YOUR GOAL.
Copy every line of the entries that includes the word "React".

RECORDS PROVIDED.
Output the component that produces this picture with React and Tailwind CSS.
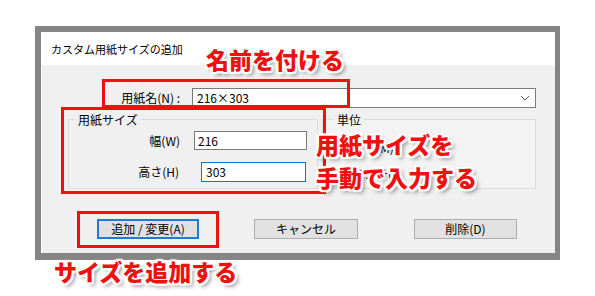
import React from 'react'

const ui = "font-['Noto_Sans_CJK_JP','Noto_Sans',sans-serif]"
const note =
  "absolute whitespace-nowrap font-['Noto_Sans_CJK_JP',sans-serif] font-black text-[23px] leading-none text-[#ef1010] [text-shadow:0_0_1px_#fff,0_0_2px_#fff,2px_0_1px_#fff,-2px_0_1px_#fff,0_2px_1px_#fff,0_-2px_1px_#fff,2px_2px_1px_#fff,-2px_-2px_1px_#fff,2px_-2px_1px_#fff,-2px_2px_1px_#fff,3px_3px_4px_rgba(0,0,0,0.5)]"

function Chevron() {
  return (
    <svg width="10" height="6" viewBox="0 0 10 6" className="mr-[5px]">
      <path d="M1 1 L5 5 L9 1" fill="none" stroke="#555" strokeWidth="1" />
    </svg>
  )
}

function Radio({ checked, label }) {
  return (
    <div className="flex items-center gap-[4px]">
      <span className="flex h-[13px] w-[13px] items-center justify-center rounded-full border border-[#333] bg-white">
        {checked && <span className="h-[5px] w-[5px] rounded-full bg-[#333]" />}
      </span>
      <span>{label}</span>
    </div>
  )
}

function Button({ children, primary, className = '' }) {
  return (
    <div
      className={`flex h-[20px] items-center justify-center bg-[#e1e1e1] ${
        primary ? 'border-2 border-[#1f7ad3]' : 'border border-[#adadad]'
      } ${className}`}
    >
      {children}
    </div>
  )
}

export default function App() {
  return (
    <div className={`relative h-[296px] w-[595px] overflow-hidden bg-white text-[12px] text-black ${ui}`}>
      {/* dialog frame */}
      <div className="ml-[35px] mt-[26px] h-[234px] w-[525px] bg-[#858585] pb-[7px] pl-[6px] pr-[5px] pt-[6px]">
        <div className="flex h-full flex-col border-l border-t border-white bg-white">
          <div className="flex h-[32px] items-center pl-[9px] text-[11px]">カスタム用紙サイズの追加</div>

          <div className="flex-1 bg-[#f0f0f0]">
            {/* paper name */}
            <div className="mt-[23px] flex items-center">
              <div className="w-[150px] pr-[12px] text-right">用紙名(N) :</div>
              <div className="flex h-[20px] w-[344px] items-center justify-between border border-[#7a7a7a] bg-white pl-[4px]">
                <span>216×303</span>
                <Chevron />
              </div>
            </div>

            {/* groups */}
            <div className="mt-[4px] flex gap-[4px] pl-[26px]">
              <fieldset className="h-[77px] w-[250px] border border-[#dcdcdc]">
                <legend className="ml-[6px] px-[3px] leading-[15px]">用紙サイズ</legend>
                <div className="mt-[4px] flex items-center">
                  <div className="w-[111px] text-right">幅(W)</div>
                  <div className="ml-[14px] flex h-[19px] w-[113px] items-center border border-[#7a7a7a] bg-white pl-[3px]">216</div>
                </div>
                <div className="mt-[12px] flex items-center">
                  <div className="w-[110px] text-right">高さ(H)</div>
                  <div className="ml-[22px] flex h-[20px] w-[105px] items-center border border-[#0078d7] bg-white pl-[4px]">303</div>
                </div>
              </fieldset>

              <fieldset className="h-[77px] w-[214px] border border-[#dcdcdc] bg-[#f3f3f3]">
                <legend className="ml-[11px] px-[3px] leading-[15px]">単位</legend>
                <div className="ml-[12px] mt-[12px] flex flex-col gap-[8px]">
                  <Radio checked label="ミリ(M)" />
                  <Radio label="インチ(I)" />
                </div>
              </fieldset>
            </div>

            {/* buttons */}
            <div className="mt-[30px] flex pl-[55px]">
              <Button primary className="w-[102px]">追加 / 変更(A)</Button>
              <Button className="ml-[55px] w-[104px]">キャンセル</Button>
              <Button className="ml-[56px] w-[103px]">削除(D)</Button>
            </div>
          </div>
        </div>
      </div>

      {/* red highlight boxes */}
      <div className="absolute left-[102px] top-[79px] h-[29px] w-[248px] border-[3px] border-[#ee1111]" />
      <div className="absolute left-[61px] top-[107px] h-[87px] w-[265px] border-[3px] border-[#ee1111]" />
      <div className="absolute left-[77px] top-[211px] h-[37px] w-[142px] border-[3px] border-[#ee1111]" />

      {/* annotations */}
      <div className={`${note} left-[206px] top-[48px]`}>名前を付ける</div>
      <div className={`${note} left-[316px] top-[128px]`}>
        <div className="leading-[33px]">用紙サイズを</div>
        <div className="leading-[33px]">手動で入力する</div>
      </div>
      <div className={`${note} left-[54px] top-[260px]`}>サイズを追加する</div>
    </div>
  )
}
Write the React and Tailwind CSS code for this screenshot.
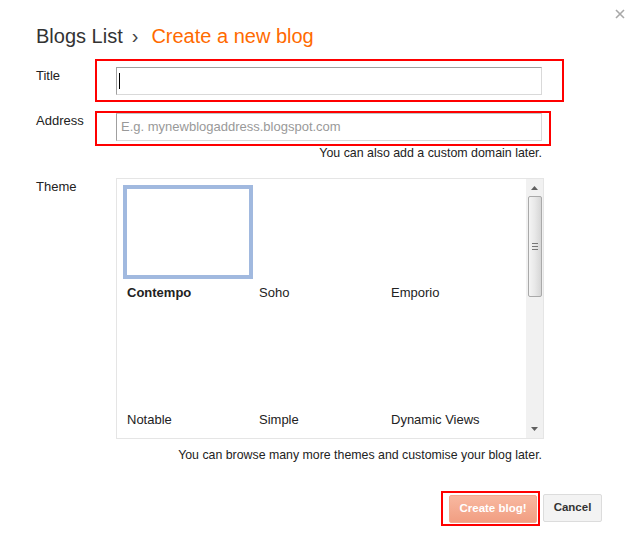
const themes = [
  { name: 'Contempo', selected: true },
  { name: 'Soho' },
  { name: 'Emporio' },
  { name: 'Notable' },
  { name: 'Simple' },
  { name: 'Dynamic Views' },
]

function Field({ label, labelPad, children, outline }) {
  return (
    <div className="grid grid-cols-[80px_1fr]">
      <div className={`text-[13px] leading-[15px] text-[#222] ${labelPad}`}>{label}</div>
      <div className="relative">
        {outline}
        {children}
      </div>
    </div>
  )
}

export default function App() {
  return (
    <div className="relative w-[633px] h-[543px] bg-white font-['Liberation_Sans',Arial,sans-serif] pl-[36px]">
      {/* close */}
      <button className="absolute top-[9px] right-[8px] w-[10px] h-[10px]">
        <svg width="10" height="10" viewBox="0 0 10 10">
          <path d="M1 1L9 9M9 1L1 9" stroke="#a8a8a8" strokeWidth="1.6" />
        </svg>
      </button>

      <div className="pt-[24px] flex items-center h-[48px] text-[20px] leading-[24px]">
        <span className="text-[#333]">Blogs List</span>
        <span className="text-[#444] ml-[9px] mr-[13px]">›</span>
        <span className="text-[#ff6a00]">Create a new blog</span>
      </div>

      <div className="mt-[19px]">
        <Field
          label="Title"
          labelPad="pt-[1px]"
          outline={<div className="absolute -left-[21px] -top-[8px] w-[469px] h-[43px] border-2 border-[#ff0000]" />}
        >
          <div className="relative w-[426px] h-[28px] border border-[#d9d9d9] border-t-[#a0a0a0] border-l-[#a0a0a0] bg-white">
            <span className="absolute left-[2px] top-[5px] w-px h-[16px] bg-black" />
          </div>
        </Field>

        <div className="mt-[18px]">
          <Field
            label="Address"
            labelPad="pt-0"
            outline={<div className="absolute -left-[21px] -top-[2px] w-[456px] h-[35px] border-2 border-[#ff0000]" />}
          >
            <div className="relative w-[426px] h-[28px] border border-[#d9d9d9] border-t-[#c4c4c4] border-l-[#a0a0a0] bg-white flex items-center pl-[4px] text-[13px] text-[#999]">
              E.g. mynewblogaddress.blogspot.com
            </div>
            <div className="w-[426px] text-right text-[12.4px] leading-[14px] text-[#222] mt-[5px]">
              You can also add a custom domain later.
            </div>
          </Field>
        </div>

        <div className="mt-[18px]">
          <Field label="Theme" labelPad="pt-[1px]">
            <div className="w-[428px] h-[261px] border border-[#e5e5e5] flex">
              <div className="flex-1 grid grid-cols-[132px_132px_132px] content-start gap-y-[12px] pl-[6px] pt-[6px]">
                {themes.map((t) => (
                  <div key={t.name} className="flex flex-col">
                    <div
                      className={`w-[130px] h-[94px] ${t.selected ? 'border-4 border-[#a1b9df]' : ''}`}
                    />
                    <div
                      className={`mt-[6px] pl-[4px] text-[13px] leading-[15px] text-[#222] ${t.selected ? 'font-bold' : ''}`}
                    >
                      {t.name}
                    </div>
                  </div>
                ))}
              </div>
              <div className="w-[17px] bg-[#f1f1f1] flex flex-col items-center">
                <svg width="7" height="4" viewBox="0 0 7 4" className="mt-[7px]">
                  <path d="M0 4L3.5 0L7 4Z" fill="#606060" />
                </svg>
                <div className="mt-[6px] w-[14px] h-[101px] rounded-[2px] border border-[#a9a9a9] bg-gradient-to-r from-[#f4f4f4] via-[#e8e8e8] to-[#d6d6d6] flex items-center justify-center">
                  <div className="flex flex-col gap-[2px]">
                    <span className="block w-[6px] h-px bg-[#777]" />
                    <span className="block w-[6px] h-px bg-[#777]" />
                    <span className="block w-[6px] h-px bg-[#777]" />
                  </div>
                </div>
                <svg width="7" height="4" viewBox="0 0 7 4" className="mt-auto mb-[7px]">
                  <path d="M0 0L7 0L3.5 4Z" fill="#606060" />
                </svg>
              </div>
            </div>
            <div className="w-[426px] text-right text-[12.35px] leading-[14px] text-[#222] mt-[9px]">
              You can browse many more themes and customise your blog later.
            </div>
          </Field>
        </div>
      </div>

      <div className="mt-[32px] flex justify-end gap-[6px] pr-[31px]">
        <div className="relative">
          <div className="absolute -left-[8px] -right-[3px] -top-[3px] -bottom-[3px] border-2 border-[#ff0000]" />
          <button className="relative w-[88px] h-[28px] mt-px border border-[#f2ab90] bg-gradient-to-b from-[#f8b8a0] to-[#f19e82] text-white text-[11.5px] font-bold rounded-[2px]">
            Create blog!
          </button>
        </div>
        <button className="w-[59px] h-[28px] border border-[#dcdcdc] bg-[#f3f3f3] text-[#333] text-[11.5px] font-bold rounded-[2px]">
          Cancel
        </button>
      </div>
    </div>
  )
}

RESPONSE TO THE EXERCISE.
Output the component that produces this picture with React and Tailwind CSS.
import React from 'react'
Write the React and Tailwind CSS code for this screenshot.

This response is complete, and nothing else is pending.